* **Short exercise**
Repeat everything in the material exactly.

** Start of Recorded data **

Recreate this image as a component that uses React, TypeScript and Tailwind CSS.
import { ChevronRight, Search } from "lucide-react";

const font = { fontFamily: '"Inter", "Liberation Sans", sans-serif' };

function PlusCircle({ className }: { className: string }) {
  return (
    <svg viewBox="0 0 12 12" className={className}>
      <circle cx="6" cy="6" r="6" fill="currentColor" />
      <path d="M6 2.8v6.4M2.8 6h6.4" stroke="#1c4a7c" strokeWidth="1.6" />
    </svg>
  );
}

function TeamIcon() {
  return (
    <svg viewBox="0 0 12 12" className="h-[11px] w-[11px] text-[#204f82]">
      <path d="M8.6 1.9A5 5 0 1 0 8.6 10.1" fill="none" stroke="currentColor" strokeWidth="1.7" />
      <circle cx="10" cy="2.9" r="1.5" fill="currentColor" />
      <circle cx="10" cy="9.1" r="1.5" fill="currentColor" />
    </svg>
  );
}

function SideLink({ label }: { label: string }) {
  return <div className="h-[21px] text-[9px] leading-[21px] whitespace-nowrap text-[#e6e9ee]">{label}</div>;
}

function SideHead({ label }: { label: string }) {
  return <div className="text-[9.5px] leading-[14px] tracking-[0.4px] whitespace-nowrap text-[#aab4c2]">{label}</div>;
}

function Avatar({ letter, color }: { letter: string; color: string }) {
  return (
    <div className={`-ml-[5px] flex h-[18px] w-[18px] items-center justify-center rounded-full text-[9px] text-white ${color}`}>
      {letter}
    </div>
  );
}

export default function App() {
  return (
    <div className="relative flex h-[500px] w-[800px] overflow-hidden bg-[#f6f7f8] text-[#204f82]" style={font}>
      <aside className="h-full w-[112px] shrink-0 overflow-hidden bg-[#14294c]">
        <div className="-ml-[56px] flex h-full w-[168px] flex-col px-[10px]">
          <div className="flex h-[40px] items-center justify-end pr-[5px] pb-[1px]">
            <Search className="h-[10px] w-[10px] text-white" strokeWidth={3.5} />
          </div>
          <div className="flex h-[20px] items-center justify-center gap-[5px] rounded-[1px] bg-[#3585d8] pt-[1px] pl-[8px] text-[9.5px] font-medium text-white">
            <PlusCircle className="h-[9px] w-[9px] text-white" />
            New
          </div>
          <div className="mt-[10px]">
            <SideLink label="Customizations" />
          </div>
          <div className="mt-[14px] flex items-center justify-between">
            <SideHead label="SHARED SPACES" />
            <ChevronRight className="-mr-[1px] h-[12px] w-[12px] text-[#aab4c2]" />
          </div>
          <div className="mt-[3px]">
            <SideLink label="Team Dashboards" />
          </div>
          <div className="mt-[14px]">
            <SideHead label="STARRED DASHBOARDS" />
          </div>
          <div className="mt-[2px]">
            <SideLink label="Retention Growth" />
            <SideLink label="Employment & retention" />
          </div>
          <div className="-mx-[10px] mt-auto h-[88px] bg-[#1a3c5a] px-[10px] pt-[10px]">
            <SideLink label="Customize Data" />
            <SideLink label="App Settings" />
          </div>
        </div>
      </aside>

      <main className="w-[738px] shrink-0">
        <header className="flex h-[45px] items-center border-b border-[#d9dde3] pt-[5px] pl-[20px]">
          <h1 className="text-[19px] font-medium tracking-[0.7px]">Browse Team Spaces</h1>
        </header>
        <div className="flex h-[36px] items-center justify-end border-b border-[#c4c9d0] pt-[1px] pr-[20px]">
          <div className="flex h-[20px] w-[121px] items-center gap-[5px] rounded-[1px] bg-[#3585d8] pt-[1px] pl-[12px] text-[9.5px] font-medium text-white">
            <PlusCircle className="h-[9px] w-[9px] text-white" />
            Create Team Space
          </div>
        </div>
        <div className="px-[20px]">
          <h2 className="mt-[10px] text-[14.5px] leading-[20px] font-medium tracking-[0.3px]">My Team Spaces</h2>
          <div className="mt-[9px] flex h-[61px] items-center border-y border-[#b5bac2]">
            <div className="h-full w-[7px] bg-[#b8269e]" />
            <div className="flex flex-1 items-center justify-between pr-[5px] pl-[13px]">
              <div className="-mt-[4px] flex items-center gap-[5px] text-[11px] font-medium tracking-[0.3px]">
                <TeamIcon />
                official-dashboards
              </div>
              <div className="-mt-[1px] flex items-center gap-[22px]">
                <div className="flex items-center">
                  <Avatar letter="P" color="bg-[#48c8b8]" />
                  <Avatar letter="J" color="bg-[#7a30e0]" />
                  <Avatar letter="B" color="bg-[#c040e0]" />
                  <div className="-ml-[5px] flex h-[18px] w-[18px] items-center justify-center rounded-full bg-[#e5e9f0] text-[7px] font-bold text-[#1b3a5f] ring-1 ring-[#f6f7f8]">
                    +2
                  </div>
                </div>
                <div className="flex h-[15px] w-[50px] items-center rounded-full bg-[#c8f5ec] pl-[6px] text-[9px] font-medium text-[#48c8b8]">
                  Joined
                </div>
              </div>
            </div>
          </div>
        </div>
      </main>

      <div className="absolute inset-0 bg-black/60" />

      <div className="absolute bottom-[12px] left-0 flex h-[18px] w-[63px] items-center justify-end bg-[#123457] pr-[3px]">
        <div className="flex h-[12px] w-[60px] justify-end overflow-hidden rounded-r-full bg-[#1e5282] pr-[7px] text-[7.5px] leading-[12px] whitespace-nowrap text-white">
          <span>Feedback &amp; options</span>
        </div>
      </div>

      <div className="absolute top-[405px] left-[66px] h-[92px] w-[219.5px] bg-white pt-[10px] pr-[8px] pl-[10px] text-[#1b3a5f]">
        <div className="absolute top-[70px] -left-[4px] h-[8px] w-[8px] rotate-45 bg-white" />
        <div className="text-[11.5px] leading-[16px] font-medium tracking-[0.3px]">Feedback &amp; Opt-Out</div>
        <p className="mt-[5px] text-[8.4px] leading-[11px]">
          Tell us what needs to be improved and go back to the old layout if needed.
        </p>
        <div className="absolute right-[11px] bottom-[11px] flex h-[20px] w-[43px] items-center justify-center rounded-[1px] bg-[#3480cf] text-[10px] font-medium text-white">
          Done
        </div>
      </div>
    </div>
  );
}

** End of Recorded data **

* **Response to this exercise**
Recreate this image as a component that uses React, TypeScript and Tailwind CSS.
import { ChevronRight, Search } from "lucide-react";

const font = { fontFamily: '"Inter", "Liberation Sans", sans-serif' };

function PlusCircle({ className }: { className: string }) {
  return (
    <svg viewBox="0 0 12 12" className={className}>
      <circle cx="6" cy="6" r="6" fill="currentColor" />
      <path d="M6 2.8v6.4M2.8 6h6.4" stroke="#1c4a7c" strokeWidth="1.6" />
    </svg>
  );
}

function TeamIcon() {
  return (
    <svg viewBox="0 0 12 12" className="h-[11px] w-[11px] text-[#204f82]">
      <path d="M8.6 1.9A5 5 0 1 0 8.6 10.1" fill="none" stroke="currentColor" strokeWidth="1.7" />
      <circle cx="10" cy="2.9" r="1.5" fill="currentColor" />
      <circle cx="10" cy="9.1" r="1.5" fill="currentColor" />
    </svg>
  );
}

function SideLink({ label }: { label: string }) {
  return <div className="h-[21px] text-[9px] leading-[21px] whitespace-nowrap text-[#e6e9ee]">{label}</div>;
}

function SideHead({ label }: { label: string }) {
  return <div className="text-[9.5px] leading-[14px] tracking-[0.4px] whitespace-nowrap text-[#aab4c2]">{label}</div>;
}

function Avatar({ letter, color }: { letter: string; color: string }) {
  return (
    <div className={`-ml-[5px] flex h-[18px] w-[18px] items-center justify-center rounded-full text-[9px] text-white ${color}`}>
      {letter}
    </div>
  );
}

export default function App() {
  return (
    <div className="relative flex h-[500px] w-[800px] overflow-hidden bg-[#f6f7f8] text-[#204f82]" style={font}>
      <aside className="h-full w-[112px] shrink-0 overflow-hidden bg-[#14294c]">
        <div className="-ml-[56px] flex h-full w-[168px] flex-col px-[10px]">
          <div className="flex h-[40px] items-center justify-end pr-[5px] pb-[1px]">
            <Search className="h-[10px] w-[10px] text-white" strokeWidth={3.5} />
          </div>
          <div className="flex h-[20px] items-center justify-center gap-[5px] rounded-[1px] bg-[#3585d8] pt-[1px] pl-[8px] text-[9.5px] font-medium text-white">
            <PlusCircle className="h-[9px] w-[9px] text-white" />
            New
          </div>
          <div className="mt-[10px]">
            <SideLink label="Customizations" />
          </div>
          <div className="mt-[14px] flex items-center justify-between">
            <SideHead label="SHARED SPACES" />
            <ChevronRight className="-mr-[1px] h-[12px] w-[12px] text-[#aab4c2]" />
          </div>
          <div className="mt-[3px]">
            <SideLink label="Team Dashboards" />
          </div>
          <div className="mt-[14px]">
            <SideHead label="STARRED DASHBOARDS" />
          </div>
          <div className="mt-[2px]">
            <SideLink label="Retention Growth" />
            <SideLink label="Employment & retention" />
          </div>
          <div className="-mx-[10px] mt-auto h-[88px] bg-[#1a3c5a] px-[10px] pt-[10px]">
            <SideLink label="Customize Data" />
            <SideLink label="App Settings" />
          </div>
        </div>
      </aside>

      <main className="w-[738px] shrink-0">
        <header className="flex h-[45px] items-center border-b border-[#d9dde3] pt-[5px] pl-[20px]">
          <h1 className="text-[19px] font-medium tracking-[0.7px]">Browse Team Spaces</h1>
        </header>
        <div className="flex h-[36px] items-center justify-end border-b border-[#c4c9d0] pt-[1px] pr-[20px]">
          <div className="flex h-[20px] w-[121px] items-center gap-[5px] rounded-[1px] bg-[#3585d8] pt-[1px] pl-[12px] text-[9.5px] font-medium text-white">
            <PlusCircle className="h-[9px] w-[9px] text-white" />
            Create Team Space
          </div>
        </div>
        <div className="px-[20px]">
          <h2 className="mt-[10px] text-[14.5px] leading-[20px] font-medium tracking-[0.3px]">My Team Spaces</h2>
          <div className="mt-[9px] flex h-[61px] items-center border-y border-[#b5bac2]">
            <div className="h-full w-[7px] bg-[#b8269e]" />
            <div className="flex flex-1 items-center justify-between pr-[5px] pl-[13px]">
              <div className="-mt-[4px] flex items-center gap-[5px] text-[11px] font-medium tracking-[0.3px]">
                <TeamIcon />
                official-dashboards
              </div>
              <div className="-mt-[1px] flex items-center gap-[22px]">
                <div className="flex items-center">
                  <Avatar letter="P" color="bg-[#48c8b8]" />
                  <Avatar letter="J" color="bg-[#7a30e0]" />
                  <Avatar letter="B" color="bg-[#c040e0]" />
                  <div className="-ml-[5px] flex h-[18px] w-[18px] items-center justify-center rounded-full bg-[#e5e9f0] text-[7px] font-bold text-[#1b3a5f] ring-1 ring-[#f6f7f8]">
                    +2
                  </div>
                </div>
                <div className="flex h-[15px] w-[50px] items-center rounded-full bg-[#c8f5ec] pl-[6px] text-[9px] font-medium text-[#48c8b8]">
                  Joined
                </div>
              </div>
            </div>
          </div>
        </div>
      </main>

      <div className="absolute inset-0 bg-black/60" />

      <div className="absolute bottom-[12px] left-0 flex h-[18px] w-[63px] items-center justify-end bg-[#123457] pr-[3px]">
        <div className="flex h-[12px] w-[60px] justify-end overflow-hidden rounded-r-full bg-[#1e5282] pr-[7px] text-[7.5px] leading-[12px] whitespace-nowrap text-white">
          <span>Feedback &amp; options</span>
        </div>
      </div>

      <div className="absolute top-[405px] left-[66px] h-[92px] w-[219.5px] bg-white pt-[10px] pr-[8px] pl-[10px] text-[#1b3a5f]">
        <div className="absolute top-[70px] -left-[4px] h-[8px] w-[8px] rotate-45 bg-white" />
        <div className="text-[11.5px] leading-[16px] font-medium tracking-[0.3px]">Feedback &amp; Opt-Out</div>
        <p className="mt-[5px] text-[8.4px] leading-[11px]">
          Tell us what needs to be improved and go back to the old layout if needed.
        </p>
        <div className="absolute right-[11px] bottom-[11px] flex h-[20px] w-[43px] items-center justify-center rounded-[1px] bg-[#3480cf] text-[10px] font-medium text-white">
          Done
        </div>
      </div>
    </div>
  );
}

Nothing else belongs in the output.